Now you’ve lost the affiliate marketing and dating crowds but have a few personal development readers who want to loyally follow your blog. But when you talk about your pets the following day, the personal development crowd disappears.
Do you see how this strategy never works? Can you see how you will never grow a loyal, targeted blog following that actually grows your business if you try to cover multiple niches?
Blogging about one niche doesn’t limit your potential. Covering a single niche amplifies your potential long-term because the expertise you develop as a single niche blogger mushrooms into massive referral business.
2: Stifles Creativity
Some believe that covering one niece stifles your creativity.
How can you become creative if you cover one topic day after day?
By asking that question, I mean that your ego cares about this question but do your readers care about this question. If your ego cares and your readers don’t care it logically makes sense that you will either publish a cyber diary for your ego as you change niches or you will become a specialist who serves your readers, all of whom appreciate your expertise.

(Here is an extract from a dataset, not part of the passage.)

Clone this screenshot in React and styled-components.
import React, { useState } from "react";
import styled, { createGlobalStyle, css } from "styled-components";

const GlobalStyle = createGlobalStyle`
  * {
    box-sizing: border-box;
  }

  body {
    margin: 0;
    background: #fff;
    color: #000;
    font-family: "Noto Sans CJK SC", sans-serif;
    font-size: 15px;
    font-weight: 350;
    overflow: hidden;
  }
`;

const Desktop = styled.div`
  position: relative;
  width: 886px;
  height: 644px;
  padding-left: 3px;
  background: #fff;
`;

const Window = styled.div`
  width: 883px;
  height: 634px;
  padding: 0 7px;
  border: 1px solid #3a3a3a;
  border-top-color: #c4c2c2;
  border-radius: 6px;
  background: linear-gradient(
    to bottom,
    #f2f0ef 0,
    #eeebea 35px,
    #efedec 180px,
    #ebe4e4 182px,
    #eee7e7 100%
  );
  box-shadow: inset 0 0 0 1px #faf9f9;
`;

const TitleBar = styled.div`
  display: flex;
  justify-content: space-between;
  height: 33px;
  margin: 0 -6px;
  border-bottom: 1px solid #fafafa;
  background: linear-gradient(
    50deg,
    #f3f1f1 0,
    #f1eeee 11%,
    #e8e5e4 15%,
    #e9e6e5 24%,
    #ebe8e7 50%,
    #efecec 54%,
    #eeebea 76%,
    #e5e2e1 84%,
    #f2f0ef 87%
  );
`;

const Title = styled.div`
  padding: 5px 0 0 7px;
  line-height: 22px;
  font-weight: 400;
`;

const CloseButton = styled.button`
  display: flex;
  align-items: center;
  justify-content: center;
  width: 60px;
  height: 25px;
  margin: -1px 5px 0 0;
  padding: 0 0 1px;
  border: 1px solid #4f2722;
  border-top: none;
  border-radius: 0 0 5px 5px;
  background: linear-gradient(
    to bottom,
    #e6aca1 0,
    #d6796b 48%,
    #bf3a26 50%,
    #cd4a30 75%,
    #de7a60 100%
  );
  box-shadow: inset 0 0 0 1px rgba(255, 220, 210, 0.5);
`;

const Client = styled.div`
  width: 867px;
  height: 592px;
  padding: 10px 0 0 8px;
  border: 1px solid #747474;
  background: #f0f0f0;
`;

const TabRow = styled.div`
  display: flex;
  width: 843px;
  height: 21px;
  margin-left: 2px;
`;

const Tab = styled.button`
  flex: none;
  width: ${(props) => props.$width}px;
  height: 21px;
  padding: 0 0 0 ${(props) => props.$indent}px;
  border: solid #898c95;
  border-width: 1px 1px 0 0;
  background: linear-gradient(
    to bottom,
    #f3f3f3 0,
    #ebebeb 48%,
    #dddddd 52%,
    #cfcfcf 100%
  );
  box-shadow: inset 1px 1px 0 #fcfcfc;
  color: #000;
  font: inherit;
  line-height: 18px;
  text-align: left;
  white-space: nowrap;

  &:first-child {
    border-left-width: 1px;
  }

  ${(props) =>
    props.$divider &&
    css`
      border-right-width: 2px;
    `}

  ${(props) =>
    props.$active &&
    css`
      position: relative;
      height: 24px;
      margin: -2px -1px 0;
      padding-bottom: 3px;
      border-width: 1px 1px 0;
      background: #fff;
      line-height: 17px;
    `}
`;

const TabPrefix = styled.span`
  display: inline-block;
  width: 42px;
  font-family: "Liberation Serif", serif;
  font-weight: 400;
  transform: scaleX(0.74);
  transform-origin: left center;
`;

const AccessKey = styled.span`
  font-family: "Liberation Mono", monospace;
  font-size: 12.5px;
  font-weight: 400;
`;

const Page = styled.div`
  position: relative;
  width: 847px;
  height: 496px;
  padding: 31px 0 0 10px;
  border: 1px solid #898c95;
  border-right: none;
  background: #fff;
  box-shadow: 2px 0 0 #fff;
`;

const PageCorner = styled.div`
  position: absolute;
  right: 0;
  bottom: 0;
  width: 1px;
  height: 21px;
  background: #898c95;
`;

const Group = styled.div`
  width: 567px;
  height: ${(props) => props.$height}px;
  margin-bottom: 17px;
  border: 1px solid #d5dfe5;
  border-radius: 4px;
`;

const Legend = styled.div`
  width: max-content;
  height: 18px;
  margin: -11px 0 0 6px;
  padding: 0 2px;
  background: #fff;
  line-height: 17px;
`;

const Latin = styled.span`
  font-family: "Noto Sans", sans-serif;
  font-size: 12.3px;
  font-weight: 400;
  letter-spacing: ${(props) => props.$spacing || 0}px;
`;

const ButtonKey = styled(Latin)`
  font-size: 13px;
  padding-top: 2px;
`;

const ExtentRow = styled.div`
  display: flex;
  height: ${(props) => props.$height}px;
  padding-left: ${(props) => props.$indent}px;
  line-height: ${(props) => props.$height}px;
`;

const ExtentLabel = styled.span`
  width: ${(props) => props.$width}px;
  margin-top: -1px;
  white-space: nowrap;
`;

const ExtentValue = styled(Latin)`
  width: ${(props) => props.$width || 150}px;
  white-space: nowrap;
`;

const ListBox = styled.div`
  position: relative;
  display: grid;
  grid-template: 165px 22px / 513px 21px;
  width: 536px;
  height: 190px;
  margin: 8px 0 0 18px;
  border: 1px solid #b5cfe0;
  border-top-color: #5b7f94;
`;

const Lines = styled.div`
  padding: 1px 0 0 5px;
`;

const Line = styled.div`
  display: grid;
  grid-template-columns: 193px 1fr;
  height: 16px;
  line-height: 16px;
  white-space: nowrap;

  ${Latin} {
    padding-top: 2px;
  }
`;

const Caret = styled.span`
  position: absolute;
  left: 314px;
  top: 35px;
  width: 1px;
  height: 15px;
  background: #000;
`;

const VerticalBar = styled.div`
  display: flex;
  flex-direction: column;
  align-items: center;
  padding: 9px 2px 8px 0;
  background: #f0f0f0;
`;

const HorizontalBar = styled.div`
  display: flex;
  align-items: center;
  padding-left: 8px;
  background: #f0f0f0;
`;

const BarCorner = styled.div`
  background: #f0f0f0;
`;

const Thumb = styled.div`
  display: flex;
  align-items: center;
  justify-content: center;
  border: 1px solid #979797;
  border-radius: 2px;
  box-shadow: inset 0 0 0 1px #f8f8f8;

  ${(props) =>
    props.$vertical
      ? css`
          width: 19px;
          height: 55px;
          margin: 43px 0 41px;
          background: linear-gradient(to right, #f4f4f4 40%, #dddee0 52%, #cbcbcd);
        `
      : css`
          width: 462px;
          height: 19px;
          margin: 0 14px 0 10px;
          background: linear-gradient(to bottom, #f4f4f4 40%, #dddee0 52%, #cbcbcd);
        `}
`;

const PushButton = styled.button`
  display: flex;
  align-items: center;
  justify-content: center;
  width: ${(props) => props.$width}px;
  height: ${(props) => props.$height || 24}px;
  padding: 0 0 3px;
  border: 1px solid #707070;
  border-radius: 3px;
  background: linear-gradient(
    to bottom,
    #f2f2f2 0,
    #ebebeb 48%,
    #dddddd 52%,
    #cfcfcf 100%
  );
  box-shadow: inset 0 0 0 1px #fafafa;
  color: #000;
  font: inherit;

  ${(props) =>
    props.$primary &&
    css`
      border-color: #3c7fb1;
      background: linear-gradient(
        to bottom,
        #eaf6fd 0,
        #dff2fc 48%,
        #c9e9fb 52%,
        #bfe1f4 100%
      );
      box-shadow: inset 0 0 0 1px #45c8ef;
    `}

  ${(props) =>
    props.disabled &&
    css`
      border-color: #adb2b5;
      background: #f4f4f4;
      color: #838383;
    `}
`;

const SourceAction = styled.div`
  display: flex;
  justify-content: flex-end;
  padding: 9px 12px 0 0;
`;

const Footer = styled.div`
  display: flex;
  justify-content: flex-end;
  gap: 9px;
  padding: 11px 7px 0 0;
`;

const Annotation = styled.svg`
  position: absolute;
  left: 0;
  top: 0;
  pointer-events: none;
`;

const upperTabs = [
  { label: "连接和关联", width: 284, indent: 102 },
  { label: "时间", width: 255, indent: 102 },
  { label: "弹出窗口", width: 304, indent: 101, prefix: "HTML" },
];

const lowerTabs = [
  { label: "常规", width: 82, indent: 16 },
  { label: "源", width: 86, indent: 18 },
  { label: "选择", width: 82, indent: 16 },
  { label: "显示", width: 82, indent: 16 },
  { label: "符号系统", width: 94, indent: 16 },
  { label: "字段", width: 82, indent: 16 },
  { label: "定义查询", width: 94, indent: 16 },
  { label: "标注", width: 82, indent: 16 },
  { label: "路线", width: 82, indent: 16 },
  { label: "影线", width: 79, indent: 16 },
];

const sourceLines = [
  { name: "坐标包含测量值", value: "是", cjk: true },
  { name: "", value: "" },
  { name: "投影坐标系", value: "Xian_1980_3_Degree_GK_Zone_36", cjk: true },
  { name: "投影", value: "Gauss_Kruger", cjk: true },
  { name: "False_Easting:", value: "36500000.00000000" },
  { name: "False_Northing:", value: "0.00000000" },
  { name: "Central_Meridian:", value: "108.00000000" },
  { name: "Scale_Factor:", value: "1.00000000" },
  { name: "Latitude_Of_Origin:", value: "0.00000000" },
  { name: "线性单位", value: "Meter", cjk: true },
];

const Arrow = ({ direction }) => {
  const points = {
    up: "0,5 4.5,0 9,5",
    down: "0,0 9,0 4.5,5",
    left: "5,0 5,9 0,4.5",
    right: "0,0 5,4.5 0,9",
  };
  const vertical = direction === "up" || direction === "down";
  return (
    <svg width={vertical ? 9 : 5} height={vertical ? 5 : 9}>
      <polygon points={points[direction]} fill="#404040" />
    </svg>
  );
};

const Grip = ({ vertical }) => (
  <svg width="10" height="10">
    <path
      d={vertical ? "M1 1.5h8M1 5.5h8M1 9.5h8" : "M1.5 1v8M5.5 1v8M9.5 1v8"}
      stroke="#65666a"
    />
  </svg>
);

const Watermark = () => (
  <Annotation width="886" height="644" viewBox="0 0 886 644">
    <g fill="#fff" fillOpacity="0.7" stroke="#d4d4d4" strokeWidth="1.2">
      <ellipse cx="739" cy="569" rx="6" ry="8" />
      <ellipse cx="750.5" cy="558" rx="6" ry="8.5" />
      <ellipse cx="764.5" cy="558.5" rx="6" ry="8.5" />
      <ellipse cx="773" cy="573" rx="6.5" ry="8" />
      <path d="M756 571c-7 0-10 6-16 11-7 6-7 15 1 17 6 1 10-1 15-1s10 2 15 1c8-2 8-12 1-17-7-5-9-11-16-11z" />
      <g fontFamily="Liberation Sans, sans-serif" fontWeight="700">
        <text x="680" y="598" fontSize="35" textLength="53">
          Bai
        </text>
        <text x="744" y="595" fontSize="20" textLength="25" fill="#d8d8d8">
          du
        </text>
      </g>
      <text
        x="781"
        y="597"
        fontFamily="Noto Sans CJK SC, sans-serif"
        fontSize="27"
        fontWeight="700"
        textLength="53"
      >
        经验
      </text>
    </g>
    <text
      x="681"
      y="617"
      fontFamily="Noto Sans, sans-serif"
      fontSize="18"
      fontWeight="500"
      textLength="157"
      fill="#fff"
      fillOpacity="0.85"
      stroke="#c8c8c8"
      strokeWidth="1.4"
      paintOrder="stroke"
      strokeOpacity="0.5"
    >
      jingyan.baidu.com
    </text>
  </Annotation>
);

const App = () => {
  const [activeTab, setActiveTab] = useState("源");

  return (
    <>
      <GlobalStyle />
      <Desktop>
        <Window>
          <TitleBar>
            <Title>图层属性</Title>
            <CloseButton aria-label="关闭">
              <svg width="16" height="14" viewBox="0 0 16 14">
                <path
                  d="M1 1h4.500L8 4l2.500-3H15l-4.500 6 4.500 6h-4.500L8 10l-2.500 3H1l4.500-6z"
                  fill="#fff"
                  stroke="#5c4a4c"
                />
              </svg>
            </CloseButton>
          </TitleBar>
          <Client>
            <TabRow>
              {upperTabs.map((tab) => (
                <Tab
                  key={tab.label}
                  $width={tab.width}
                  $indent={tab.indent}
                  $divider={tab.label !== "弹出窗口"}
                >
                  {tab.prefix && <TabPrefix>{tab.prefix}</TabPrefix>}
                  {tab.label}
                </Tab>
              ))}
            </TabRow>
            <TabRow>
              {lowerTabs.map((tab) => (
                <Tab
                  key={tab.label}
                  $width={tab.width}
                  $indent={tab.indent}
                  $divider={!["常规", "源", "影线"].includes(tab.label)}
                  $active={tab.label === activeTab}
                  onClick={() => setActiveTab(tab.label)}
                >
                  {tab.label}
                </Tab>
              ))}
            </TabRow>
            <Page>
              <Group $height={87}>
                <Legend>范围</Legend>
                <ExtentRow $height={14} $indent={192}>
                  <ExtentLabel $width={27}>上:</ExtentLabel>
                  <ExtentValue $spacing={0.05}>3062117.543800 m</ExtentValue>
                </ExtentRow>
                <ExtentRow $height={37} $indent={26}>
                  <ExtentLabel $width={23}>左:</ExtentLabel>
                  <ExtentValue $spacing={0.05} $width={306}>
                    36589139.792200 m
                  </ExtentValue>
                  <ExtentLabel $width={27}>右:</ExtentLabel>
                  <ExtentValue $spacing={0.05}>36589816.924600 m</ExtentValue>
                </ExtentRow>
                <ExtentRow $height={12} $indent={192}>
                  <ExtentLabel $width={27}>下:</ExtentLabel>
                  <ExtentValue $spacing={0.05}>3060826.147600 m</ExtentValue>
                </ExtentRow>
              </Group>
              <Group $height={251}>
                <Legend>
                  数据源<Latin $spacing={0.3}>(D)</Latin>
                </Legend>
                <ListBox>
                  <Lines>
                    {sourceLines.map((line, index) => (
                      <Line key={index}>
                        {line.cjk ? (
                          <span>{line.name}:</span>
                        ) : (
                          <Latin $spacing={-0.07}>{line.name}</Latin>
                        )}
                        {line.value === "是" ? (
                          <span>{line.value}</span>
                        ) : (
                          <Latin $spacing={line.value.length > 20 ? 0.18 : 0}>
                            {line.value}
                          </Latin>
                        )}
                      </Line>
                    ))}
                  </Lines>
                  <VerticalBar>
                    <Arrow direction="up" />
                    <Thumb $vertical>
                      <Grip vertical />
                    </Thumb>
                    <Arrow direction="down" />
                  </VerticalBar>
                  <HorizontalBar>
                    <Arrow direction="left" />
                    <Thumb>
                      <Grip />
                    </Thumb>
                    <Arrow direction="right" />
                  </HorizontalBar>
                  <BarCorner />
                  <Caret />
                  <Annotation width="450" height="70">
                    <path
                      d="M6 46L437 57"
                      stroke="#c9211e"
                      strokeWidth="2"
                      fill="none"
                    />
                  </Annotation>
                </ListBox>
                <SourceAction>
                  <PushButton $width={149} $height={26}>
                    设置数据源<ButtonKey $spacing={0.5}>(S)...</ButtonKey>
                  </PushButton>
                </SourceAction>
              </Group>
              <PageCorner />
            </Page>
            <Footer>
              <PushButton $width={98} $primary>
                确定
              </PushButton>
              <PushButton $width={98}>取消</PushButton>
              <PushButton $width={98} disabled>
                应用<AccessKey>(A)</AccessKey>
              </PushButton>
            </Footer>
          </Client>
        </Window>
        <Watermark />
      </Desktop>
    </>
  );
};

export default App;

Jack of all trades types never become creative because they scatter their attention and energy between too many ventures. Specialists become highly creative or even geniuses by doing one thing so patiently and persistently that they do it incredibly well.
Your readers want you to become creative in one niche because the world trusts specialists. They care very much about that.

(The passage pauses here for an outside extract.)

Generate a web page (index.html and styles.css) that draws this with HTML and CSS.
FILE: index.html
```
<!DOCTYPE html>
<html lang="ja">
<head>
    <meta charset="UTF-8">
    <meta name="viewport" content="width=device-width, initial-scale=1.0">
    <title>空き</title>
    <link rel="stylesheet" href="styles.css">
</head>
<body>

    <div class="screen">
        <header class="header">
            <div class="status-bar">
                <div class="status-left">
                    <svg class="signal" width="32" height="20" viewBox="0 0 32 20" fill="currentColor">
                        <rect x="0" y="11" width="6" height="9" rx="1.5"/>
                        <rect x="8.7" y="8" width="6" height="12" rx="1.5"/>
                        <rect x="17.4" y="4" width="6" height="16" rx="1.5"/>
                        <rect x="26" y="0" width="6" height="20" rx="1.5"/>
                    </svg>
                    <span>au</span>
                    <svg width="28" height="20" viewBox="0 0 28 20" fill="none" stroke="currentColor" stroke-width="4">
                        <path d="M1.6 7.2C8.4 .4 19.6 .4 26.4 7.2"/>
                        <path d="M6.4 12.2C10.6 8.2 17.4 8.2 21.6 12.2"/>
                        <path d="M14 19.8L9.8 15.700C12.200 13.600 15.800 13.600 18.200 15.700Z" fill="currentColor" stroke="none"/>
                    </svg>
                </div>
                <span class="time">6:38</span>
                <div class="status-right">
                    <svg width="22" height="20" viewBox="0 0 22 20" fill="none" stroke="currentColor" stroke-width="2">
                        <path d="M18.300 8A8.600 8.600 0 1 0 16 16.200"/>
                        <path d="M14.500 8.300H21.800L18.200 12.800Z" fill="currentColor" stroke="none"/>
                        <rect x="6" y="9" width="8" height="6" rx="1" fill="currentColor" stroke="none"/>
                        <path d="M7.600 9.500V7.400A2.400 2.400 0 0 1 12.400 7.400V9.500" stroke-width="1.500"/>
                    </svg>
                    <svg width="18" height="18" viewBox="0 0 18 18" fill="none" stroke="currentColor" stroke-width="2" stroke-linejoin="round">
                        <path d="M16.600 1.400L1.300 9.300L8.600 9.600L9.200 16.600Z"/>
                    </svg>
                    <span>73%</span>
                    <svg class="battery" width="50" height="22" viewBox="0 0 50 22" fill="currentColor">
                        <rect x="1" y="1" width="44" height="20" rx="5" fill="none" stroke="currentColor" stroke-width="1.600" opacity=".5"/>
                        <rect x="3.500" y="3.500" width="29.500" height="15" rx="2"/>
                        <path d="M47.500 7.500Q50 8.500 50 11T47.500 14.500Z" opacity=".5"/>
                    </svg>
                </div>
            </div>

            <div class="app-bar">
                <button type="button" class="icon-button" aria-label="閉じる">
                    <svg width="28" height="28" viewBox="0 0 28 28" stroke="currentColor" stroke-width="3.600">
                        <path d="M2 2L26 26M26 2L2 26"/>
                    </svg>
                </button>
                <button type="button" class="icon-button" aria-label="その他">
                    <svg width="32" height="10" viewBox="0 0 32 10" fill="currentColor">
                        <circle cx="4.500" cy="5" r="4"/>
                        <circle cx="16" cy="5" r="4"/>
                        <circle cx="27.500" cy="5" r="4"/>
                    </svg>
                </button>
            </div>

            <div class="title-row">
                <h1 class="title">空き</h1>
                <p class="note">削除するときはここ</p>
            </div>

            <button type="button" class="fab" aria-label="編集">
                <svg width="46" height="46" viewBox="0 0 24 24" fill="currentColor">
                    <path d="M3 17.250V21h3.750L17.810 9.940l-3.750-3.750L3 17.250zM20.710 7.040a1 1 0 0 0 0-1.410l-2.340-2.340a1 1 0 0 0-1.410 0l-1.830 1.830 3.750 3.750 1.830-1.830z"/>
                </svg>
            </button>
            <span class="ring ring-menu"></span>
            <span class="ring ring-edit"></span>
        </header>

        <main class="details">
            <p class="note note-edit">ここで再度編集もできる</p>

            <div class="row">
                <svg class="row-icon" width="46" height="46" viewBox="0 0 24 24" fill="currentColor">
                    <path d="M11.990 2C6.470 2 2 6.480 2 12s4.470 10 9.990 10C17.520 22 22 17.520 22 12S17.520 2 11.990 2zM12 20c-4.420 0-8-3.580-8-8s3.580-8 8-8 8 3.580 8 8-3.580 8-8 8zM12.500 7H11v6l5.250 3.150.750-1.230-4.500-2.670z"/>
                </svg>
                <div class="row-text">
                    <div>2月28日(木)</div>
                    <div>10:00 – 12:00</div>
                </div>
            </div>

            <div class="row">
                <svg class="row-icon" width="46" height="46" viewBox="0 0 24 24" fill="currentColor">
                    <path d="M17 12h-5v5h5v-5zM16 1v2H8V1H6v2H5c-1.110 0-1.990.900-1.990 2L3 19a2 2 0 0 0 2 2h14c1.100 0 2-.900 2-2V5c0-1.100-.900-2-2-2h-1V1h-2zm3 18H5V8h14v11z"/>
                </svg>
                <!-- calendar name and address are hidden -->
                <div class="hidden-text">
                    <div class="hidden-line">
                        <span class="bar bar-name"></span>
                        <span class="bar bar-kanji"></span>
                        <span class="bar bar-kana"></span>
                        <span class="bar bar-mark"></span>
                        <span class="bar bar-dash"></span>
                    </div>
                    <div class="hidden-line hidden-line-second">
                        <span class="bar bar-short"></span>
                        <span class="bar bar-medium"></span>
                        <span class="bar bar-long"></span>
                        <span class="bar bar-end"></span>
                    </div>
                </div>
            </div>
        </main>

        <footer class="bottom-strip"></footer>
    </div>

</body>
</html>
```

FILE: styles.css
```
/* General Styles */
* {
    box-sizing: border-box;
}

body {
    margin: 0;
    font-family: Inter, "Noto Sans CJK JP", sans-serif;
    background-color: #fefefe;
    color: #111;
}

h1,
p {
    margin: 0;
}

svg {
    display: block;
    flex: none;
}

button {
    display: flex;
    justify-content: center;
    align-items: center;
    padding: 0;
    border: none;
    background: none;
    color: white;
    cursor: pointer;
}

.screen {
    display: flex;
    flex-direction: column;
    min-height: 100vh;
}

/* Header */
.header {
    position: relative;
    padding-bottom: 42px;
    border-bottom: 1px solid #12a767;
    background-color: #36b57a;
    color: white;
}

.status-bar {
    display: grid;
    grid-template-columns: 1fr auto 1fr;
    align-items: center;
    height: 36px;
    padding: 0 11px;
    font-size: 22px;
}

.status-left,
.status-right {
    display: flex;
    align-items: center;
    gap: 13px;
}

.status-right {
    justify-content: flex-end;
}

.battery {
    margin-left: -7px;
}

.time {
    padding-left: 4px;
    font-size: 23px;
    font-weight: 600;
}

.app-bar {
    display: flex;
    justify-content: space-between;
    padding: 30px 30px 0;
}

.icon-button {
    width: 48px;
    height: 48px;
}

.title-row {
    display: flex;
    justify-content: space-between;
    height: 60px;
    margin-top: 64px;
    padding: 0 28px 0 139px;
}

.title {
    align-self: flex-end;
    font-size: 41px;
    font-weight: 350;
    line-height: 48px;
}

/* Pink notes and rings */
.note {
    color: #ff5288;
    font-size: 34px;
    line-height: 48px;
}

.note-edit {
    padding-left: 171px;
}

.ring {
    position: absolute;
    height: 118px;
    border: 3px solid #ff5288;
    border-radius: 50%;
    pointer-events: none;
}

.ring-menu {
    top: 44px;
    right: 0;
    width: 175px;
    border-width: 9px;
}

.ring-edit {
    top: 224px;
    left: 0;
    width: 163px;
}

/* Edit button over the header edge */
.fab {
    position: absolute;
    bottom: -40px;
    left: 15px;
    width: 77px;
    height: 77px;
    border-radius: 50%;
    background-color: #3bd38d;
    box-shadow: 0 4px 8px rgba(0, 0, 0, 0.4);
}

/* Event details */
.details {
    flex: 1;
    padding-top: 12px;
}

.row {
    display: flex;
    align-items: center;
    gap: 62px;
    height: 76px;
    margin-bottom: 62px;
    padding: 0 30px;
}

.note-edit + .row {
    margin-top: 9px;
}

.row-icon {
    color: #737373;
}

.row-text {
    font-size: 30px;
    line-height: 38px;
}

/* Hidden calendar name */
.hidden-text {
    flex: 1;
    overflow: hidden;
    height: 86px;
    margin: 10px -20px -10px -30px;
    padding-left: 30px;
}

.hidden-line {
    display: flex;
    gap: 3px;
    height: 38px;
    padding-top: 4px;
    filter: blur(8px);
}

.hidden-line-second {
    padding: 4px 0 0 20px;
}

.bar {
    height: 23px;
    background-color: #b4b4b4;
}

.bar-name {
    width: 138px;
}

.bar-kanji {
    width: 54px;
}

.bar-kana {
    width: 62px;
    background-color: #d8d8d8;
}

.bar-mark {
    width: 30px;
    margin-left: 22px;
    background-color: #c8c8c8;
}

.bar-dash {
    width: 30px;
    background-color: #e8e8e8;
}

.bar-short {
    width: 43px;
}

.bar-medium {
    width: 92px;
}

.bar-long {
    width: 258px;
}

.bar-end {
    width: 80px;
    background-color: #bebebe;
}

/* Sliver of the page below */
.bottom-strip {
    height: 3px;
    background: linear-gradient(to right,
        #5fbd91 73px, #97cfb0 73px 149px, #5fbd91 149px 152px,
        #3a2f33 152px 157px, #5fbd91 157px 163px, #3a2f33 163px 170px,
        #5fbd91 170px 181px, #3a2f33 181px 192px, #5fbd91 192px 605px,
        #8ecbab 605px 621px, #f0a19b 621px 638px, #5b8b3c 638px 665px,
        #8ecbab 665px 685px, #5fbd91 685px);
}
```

Your ego wants to express itself across multiple niches but your readers don’t care about that. Do you want to blog for yourself and be broke with no readers? Or do you want to blog for an increasing audience that accelerates your success because you blog about what they care about?
In truth, specialists become the most creative people in the world because they explore one topic inside out. You do not know what it means to be creative until you develop the discipline to explore only one topic for 10, 15 or 20 years or more. At one point, I wrote and self-published 60 eBooks on the blogging tips niche alone. Does that sound like a creative guy to you? Or does it sound like someone who lacks creativity, or who robbed himself of the chance to be creative by not blogging about multiple niches?
I have since limited my eBooks to far fewer to promote each one effectively but the idea is this: where your attention and energy goes, grows. Give your attention and energy to one niche and that niche will grow through your astounding creativity over the long haul.
Conclusion
Cover one blogging niche. Don’t trust the ego and its silly demands concerning creativity and potential.
Specialists are the most successful, happy, creative bloggers in the world.
Be a blogging specialist to succeed.